Now recall we also selected $d$ such that $de ≡ 1~(mod~(p-1)(q-1))$. Therefore it follows that $de = 1 + k\phi(n)$ for some integer $k$ and, $$ \begin{align} c^d &\equiv (m^e)^d~(mod~n)\\ &\equiv m^{1+kφ(n)}~(mod~n)\\ &\equiv m(m^{\phi(n)})^k~(mod~n)\\ &\equiv m(1)^k~(mod~n) \hspace{4em} \text{from Euler’s Theorem}\\ &\equiv m \end{align} $$

Now why is RSA secure? First it is hard to guess the message $m$ given ciphertext $c=m^e$. Second given $e$ and $n$ its hard to compute $d$ because $n$ is hard to factor into $p$ and $q$. Where by hard we mean there is no known algorithm that can factor all $b$-bit integers in $O(b^k)$ time or less for some constant $k$.

Notation:
$O(*)$ is Big $O$ notation

Sources:
en.wikipedia.org/wiki/Public-key_cryptography
en.wikipedia.org/wiki/Modular_arithmetic
en.wikipedia.org/wiki/RSA_(cryptosystem)
en.wikipedia.org/wiki/Integer_factorization
en.wikipedia.org/wiki/Big_O_notation
Introduction to Cryptography with Coding Theory by Wade Trappe and Lawrence Washington

Digital Signatures

Once you understand the concepts of public-key cryptography digital signatures are pretty straight forward. Say Alice wants to send Bob a message $m$ and she doesn’t care who reads it, she just wants Bob to know it was from her. Then she would sign the message with her private key $d$. Anyone with Alice’s public key $(e,n)$ could of course recover the message but they would also know that only Alice had the secret $d$ with which the message was signed, therefore it must be from her. Under the RSA cryptosystem this digital signature has the form, $$ m_{signed} = m^d $$

Signature verification is the same procedure as public-key encryption. $$ (m_{signed})^e \equiv (m^d)^e~(mod~n)\\ \equiv m^{ed}~(mod~n)\\ \equiv m $$

Sources:
en.wikipedia.org/wiki/Public-key_cryptography
en.wikipedia.org/wiki/Modular_arithmetic
Introduction to Cryptography with Coding Theory by Wade Trappe and Lawrence Washington

Bitcoin and Blockchain

Satoshi Nakamoto defines a bitcoin as a chain of digital signatures. This chain may be one or more transactions long and is constructed by transferring the bitcoin from one owner to another.

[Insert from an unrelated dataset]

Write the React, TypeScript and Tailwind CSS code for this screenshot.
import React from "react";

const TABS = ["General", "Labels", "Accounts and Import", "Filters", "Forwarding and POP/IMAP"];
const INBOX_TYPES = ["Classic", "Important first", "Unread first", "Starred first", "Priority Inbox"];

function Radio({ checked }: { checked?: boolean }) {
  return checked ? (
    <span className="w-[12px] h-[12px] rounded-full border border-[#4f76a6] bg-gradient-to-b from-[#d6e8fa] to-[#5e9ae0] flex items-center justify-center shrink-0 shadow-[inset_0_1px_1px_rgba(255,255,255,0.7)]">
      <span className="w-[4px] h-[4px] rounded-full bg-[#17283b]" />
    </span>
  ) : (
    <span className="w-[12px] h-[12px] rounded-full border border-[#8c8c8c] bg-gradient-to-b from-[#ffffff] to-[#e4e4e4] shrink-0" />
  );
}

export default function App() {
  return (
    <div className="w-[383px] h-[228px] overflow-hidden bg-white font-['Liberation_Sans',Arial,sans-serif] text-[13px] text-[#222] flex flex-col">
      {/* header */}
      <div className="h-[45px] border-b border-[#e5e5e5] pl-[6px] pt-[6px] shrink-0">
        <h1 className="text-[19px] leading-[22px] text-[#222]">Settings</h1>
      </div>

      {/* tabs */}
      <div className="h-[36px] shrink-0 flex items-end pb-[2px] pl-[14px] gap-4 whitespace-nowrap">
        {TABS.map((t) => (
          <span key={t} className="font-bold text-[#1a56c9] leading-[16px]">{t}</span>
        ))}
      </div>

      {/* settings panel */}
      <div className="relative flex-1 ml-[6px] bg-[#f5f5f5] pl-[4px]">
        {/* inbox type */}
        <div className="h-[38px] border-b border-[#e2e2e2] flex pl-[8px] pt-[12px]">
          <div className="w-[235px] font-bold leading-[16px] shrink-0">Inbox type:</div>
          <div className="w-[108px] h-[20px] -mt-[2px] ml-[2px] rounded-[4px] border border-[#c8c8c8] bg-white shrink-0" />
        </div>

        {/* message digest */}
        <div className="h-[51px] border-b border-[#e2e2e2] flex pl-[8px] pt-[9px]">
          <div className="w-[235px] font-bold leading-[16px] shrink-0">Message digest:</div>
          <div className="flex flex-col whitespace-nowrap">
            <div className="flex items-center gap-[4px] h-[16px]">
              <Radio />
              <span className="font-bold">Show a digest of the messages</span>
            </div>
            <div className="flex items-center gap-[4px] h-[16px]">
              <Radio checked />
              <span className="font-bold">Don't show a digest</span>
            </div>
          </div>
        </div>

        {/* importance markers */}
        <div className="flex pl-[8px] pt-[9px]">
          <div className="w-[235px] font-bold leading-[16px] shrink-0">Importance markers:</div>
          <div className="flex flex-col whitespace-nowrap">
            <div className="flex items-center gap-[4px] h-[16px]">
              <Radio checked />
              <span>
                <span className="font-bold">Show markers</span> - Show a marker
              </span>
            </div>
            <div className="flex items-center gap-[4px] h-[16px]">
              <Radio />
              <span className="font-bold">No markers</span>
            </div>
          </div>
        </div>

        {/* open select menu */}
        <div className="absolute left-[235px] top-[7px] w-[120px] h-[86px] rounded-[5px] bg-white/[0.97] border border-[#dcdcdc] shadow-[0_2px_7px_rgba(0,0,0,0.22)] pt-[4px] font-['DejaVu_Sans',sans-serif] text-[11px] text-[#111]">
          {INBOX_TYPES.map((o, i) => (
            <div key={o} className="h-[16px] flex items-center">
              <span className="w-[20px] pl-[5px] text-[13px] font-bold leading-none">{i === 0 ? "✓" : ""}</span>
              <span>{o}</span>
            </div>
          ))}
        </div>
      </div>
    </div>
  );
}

What is a transfer in the bitcoin network? Lets say Alice owns a bitcoin which she wants to transfer to Bob. Alice transfers the coin by signing the hash of the previous transaction in which Alice received the bitcoin concatenated with the public key of the next owner, Bob. Alice’s digital signature in the transaction proves that she sent Bob the bitcoin and it is this very chain of digital signatures which Nakamoto uses to define a bitcoin above. See graphic below illustrating Alice sending Bob a bitcoin transaction.

and the following graphic transaction depicts the process of verifying the transaction Alice sent Bob.

The problem with the bitcoin network as outlined so far is that Alice could double spend, taking the same bitcoin she sent to Bob and sending it to Tom. In a centralized electronic currency preventing double spends can be accomplished by a trusted party that verifies all transactions. To verify transactions without a centralized trusted party verifying transactions, all transactions must be announced publicly and the verification is accomplished by the majority of participants in the bitcoin system agreeing on the networks transaction history. For instance once the network has agreed that Alice has not double spent the bitcoin she sent Bob, the payment is finalized and Bob receives Alice’s bitcoin.

Essentially what the bitcoin network is doing in agreeing that a coin has not been previously spent, is agreeing the time stamp for when that bitcoin was sent to a payee and that the bitcoin had not been previously spent by the sender. In a centralized network one could choose a single node to announce the transaction timestamps. However being a distributed network bitcoin cannot designate a node to announce timestamps. Instead the announcing node is selected randomly. If the random process by which the announcing node is selected is distributed then the network remains distributed. If additionally most nodes in the network agree with the announcement, then the network has also achieved distributed trust.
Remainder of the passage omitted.